→ **Objective**: Drop the images; return everything else in the listing below exactly.

⟨

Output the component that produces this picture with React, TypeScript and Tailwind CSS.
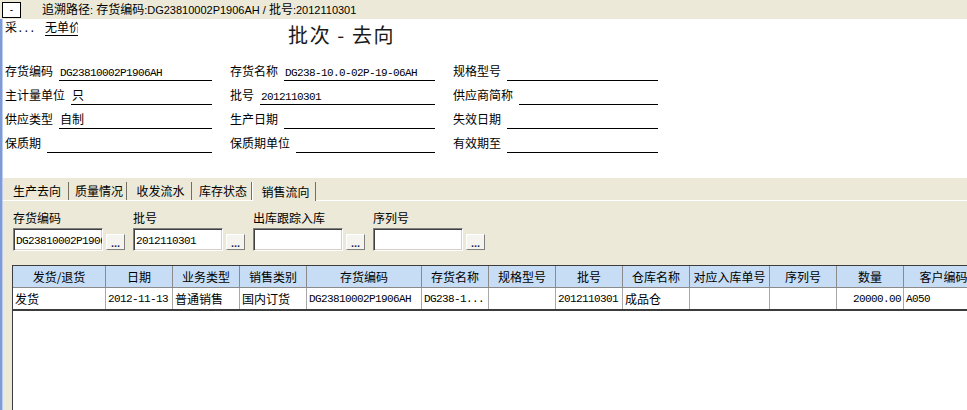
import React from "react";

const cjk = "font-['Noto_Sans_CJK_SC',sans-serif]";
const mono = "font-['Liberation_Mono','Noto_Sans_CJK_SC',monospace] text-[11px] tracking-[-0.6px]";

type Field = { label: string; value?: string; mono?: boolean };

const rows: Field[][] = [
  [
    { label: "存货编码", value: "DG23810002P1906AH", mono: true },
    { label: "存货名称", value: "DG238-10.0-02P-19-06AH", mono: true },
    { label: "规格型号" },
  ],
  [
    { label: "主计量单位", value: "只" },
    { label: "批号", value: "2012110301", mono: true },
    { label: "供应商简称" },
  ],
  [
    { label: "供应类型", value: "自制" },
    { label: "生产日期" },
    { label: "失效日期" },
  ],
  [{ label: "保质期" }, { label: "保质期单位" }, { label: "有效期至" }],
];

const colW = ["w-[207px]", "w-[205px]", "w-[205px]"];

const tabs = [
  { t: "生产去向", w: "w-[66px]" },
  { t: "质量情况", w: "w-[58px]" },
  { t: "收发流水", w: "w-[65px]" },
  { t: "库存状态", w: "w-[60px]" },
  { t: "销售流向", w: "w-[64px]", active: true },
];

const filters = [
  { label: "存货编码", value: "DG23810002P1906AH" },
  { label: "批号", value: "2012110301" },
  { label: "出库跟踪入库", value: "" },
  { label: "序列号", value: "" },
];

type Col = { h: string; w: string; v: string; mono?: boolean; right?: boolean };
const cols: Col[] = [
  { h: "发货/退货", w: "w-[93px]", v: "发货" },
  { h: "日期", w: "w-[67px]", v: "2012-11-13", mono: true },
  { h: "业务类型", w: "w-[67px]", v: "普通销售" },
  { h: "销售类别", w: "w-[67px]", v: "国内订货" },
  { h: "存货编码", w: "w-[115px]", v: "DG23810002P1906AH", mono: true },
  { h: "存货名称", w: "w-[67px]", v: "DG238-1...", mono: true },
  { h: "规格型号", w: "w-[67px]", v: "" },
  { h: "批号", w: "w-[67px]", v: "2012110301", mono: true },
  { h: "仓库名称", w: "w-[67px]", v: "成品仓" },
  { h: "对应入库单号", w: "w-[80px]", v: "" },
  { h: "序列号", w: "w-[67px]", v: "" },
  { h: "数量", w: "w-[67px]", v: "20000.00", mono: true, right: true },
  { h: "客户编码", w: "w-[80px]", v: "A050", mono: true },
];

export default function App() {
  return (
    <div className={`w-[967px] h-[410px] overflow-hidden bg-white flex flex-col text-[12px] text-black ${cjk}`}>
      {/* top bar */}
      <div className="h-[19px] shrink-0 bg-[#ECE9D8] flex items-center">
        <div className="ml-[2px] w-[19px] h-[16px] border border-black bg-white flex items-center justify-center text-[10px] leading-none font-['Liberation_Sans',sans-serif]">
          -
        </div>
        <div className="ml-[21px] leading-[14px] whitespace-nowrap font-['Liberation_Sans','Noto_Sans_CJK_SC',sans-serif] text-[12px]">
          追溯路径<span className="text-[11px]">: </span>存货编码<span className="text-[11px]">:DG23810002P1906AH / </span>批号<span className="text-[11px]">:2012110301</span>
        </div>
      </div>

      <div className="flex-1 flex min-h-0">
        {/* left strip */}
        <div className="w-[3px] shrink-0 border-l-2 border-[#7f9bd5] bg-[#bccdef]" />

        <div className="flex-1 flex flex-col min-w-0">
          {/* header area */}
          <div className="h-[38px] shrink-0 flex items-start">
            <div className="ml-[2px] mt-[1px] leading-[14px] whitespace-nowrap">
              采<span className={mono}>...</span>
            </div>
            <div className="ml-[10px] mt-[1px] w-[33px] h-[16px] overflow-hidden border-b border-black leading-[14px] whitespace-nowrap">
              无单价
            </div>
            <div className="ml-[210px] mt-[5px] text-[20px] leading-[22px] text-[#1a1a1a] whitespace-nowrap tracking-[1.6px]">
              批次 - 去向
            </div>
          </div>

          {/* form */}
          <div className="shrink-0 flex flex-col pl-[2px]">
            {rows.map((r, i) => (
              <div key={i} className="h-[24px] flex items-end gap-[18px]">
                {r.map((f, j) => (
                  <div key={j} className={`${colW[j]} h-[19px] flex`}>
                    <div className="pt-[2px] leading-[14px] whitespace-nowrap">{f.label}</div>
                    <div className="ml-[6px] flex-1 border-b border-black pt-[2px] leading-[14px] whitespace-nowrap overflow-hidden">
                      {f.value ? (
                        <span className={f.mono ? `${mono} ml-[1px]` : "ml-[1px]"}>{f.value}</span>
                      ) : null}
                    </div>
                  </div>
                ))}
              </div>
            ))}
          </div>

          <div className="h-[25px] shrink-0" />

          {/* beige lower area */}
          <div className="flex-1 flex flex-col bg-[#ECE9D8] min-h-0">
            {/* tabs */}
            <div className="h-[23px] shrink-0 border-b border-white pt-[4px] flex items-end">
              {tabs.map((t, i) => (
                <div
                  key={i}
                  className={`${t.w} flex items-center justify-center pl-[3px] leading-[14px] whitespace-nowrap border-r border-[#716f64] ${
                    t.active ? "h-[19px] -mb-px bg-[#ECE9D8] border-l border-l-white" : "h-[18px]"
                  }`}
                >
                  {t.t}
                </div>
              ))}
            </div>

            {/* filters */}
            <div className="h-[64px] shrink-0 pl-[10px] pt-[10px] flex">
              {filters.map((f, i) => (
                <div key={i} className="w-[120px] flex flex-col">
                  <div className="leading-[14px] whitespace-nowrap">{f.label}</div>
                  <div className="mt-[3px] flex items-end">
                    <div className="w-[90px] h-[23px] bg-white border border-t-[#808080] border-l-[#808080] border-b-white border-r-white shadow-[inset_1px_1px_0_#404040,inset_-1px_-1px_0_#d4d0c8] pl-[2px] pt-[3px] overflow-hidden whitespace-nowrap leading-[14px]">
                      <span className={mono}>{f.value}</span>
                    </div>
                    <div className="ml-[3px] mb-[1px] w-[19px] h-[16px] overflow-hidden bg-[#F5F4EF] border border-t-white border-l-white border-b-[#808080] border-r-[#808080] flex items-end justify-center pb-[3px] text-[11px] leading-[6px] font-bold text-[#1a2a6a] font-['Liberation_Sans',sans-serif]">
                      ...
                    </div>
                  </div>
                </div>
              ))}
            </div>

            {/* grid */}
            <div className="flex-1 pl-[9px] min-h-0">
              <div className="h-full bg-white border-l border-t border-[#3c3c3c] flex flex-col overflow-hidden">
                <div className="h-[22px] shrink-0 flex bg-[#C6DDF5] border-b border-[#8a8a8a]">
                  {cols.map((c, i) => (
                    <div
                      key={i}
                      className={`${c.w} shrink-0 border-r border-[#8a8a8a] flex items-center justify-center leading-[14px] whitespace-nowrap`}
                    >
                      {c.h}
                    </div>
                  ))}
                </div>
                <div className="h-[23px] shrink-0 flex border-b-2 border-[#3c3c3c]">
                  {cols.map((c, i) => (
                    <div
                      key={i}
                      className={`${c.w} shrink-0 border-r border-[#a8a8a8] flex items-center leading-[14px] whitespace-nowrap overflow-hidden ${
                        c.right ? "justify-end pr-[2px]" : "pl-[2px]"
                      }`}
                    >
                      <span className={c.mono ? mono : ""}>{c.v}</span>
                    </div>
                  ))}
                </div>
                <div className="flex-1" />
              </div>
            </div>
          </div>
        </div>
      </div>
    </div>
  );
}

⟩

→ **Complete response**:
Output the component that produces this picture with React, TypeScript and Tailwind CSS.
import React from "react";

const cjk = "font-['Noto_Sans_CJK_SC',sans-serif]";
const mono = "font-['Liberation_Mono','Noto_Sans_CJK_SC',monospace] text-[11px] tracking-[-0.6px]";

type Field = { label: string; value?: string; mono?: boolean };

const rows: Field[][] = [
  [
    { label: "存货编码", value: "DG23810002P1906AH", mono: true },
    { label: "存货名称", value: "DG238-10.0-02P-19-06AH", mono: true },
    { label: "规格型号" },
  ],
  [
    { label: "主计量单位", value: "只" },
    { label: "批号", value: "2012110301", mono: true },
    { label: "供应商简称" },
  ],
  [
    { label: "供应类型", value: "自制" },
    { label: "生产日期" },
    { label: "失效日期" },
  ],
  [{ label: "保质期" }, { label: "保质期单位" }, { label: "有效期至" }],
];

const colW = ["w-[207px]", "w-[205px]", "w-[205px]"];

const tabs = [
  { t: "生产去向", w: "w-[66px]" },
  { t: "质量情况", w: "w-[58px]" },
  { t: "收发流水", w: "w-[65px]" },
  { t: "库存状态", w: "w-[60px]" },
  { t: "销售流向", w: "w-[64px]", active: true },
];

const filters = [
  { label: "存货编码", value: "DG23810002P1906AH" },
  { label: "批号", value: "2012110301" },
  { label: "出库跟踪入库", value: "" },
  { label: "序列号", value: "" },
];

type Col = { h: string; w: string; v: string; mono?: boolean; right?: boolean };
const cols: Col[] = [
  { h: "发货/退货", w: "w-[93px]", v: "发货" },
  { h: "日期", w: "w-[67px]", v: "2012-11-13", mono: true },
  { h: "业务类型", w: "w-[67px]", v: "普通销售" },
  { h: "销售类别", w: "w-[67px]", v: "国内订货" },
  { h: "存货编码", w: "w-[115px]", v: "DG23810002P1906AH", mono: true },
  { h: "存货名称", w: "w-[67px]", v: "DG238-1...", mono: true },
  { h: "规格型号", w: "w-[67px]", v: "" },
  { h: "批号", w: "w-[67px]", v: "2012110301", mono: true },
  { h: "仓库名称", w: "w-[67px]", v: "成品仓" },
  { h: "对应入库单号", w: "w-[80px]", v: "" },
  { h: "序列号", w: "w-[67px]", v: "" },
  { h: "数量", w: "w-[67px]", v: "20000.00", mono: true, right: true },
  { h: "客户编码", w: "w-[80px]", v: "A050", mono: true },
];

export default function App() {
  return (
    <div className={`w-[967px] h-[410px] overflow-hidden bg-white flex flex-col text-[12px] text-black ${cjk}`}>
      {/* top bar */}
      <div className="h-[19px] shrink-0 bg-[#ECE9D8] flex items-center">
        <div className="ml-[2px] w-[19px] h-[16px] border border-black bg-white flex items-center justify-center text-[10px] leading-none font-['Liberation_Sans',sans-serif]">
          -
        </div>
        <div className="ml-[21px] leading-[14px] whitespace-nowrap font-['Liberation_Sans','Noto_Sans_CJK_SC',sans-serif] text-[12px]">
          追溯路径<span className="text-[11px]">: </span>存货编码<span className="text-[11px]">:DG23810002P1906AH / </span>批号<span className="text-[11px]">:2012110301</span>
        </div>
      </div>

      <div className="flex-1 flex min-h-0">
        {/* left strip */}
        <div className="w-[3px] shrink-0 border-l-2 border-[#7f9bd5] bg-[#bccdef]" />

        <div className="flex-1 flex flex-col min-w-0">
          {/* header area */}
          <div className="h-[38px] shrink-0 flex items-start">
            <div className="ml-[2px] mt-[1px] leading-[14px] whitespace-nowrap">
              采<span className={mono}>...</span>
            </div>
            <div className="ml-[10px] mt-[1px] w-[33px] h-[16px] overflow-hidden border-b border-black leading-[14px] whitespace-nowrap">
              无单价
            </div>
            <div className="ml-[210px] mt-[5px] text-[20px] leading-[22px] text-[#1a1a1a] whitespace-nowrap tracking-[1.6px]">
              批次 - 去向
            </div>
          </div>

          {/* form */}
          <div className="shrink-0 flex flex-col pl-[2px]">
            {rows.map((r, i) => (
              <div key={i} className="h-[24px] flex items-end gap-[18px]">
                {r.map((f, j) => (
                  <div key={j} className={`${colW[j]} h-[19px] flex`}>
                    <div className="pt-[2px] leading-[14px] whitespace-nowrap">{f.label}</div>
                    <div className="ml-[6px] flex-1 border-b border-black pt-[2px] leading-[14px] whitespace-nowrap overflow-hidden">
                      {f.value ? (
                        <span className={f.mono ? `${mono} ml-[1px]` : "ml-[1px]"}>{f.value}</span>
                      ) : null}
                    </div>
                  </div>
                ))}
              </div>
            ))}
          </div>

          <div className="h-[25px] shrink-0" />

          {/* beige lower area */}
          <div className="flex-1 flex flex-col bg-[#ECE9D8] min-h-0">
            {/* tabs */}
            <div className="h-[23px] shrink-0 border-b border-white pt-[4px] flex items-end">
              {tabs.map((t, i) => (
                <div
                  key={i}
                  className={`${t.w} flex items-center justify-center pl-[3px] leading-[14px] whitespace-nowrap border-r border-[#716f64] ${
                    t.active ? "h-[19px] -mb-px bg-[#ECE9D8] border-l border-l-white" : "h-[18px]"
                  }`}
                >
                  {t.t}
                </div>
              ))}
            </div>

            {/* filters */}
            <div className="h-[64px] shrink-0 pl-[10px] pt-[10px] flex">
              {filters.map((f, i) => (
                <div key={i} className="w-[120px] flex flex-col">
                  <div className="leading-[14px] whitespace-nowrap">{f.label}</div>
                  <div className="mt-[3px] flex items-end">
                    <div className="w-[90px] h-[23px] bg-white border border-t-[#808080] border-l-[#808080] border-b-white border-r-white shadow-[inset_1px_1px_0_#404040,inset_-1px_-1px_0_#d4d0c8] pl-[2px] pt-[3px] overflow-hidden whitespace-nowrap leading-[14px]">
                      <span className={mono}>{f.value}</span>
                    </div>
                    <div className="ml-[3px] mb-[1px] w-[19px] h-[16px] overflow-hidden bg-[#F5F4EF] border border-t-white border-l-white border-b-[#808080] border-r-[#808080] flex items-end justify-center pb-[3px] text-[11px] leading-[6px] font-bold text-[#1a2a6a] font-['Liberation_Sans',sans-serif]">
                      ...
                    </div>
                  </div>
                </div>
              ))}
            </div>

            {/* grid */}
            <div className="flex-1 pl-[9px] min-h-0">
              <div className="h-full bg-white border-l border-t border-[#3c3c3c] flex flex-col overflow-hidden">
                <div className="h-[22px] shrink-0 flex bg-[#C6DDF5] border-b border-[#8a8a8a]">
                  {cols.map((c, i) => (
                    <div
                      key={i}
                      className={`${c.w} shrink-0 border-r border-[#8a8a8a] flex items-center justify-center leading-[14px] whitespace-nowrap`}
                    >
                      {c.h}
                    </div>
                  ))}
                </div>
                <div className="h-[23px] shrink-0 flex border-b-2 border-[#3c3c3c]">
                  {cols.map((c, i) => (
                    <div
                      key={i}
                      className={`${c.w} shrink-0 border-r border-[#a8a8a8] flex items-center leading-[14px] whitespace-nowrap overflow-hidden ${
                        c.right ? "justify-end pr-[2px]" : "pl-[2px]"
                      }`}
                    >
                      <span className={c.mono ? mono : ""}>{c.v}</span>
                    </div>
                  ))}
                </div>
                <div className="flex-1" />
              </div>
            </div>
          </div>
        </div>
      </div>
    </div>
  );
}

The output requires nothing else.